The book was written in the early 1990s by Sharp, founder of the Albert Einstein Institution and an expert on non-violent social movements, but its executive director, Jamila Raqib suspected the Chinese publisher had no intention of printing the book.
Instead, Raqib thinks the publishers wanted to stop others from doing so by "squatting" on the rights to it, the newspaper reports.
The Financial Times reports pro-democracy Occupy movement leaders in Hong Kong consider the book by Sharp, 87, who works out of his home in East Boston, "a kind of playbook for their own campaign."
On Thursday, pro-democracy legislators blocked a controversial political reform package from Beijing that would have allowed 5 million voters to elect their next chief executive in 2017 — but only after Beijing screened the candidates, the Financial Times reports.
Communist China leaders hope that when Hong Kong elects a new Legislative Council next year, democrats will lose enough seats that the reform package may still be voted through in time for the election, the newspaper reports.

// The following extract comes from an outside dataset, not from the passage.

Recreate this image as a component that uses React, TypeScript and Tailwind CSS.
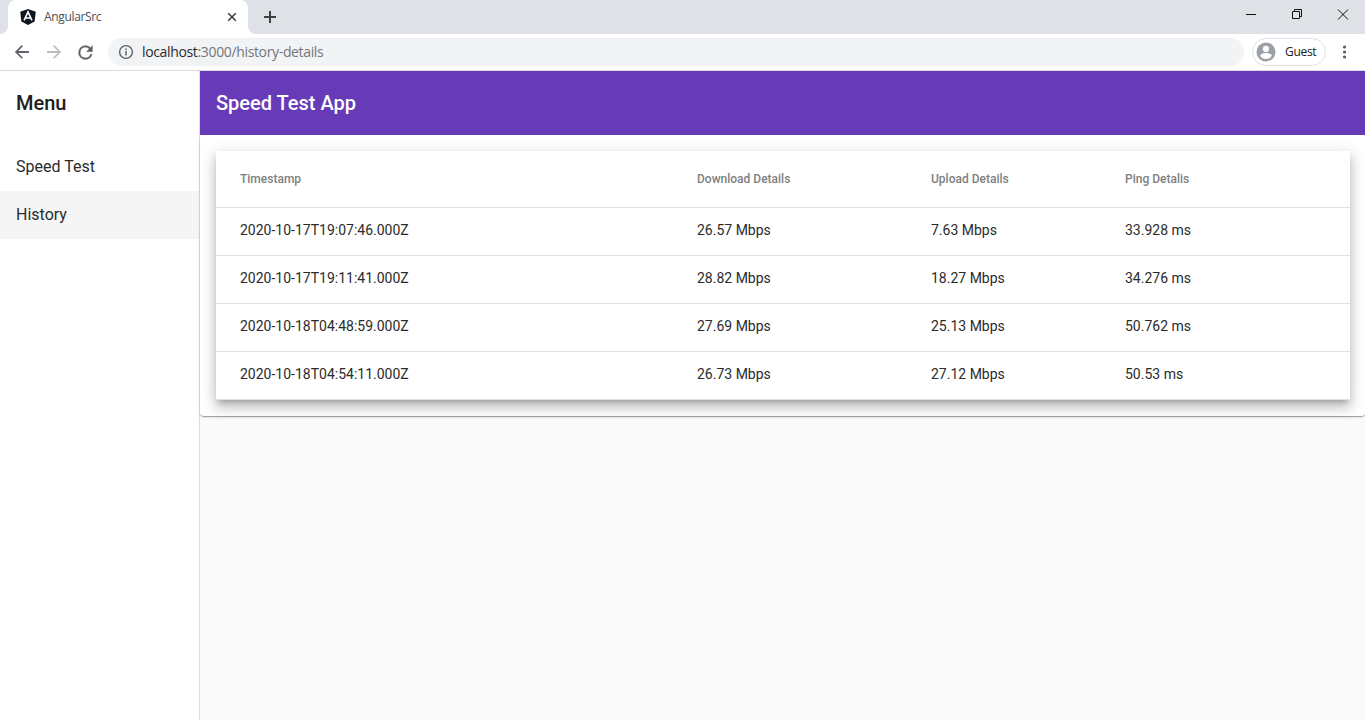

But in the meantime, China is frightened that Sharp-inspired civil disobedience may spread to the mainland, the Financial Times reports — and are aggressively prosecuting activists, including three people who distributed books, including Sharp's, for containing "mistakes." They've also warned five women who spoke out against sexual harassment on public transportation they'd be arrested if they continued to speak out, the newspaper reports
"If [China’s rulers] are not scared, why are they so vigilant in following up very small things like that?" Sharp told the Financial Times.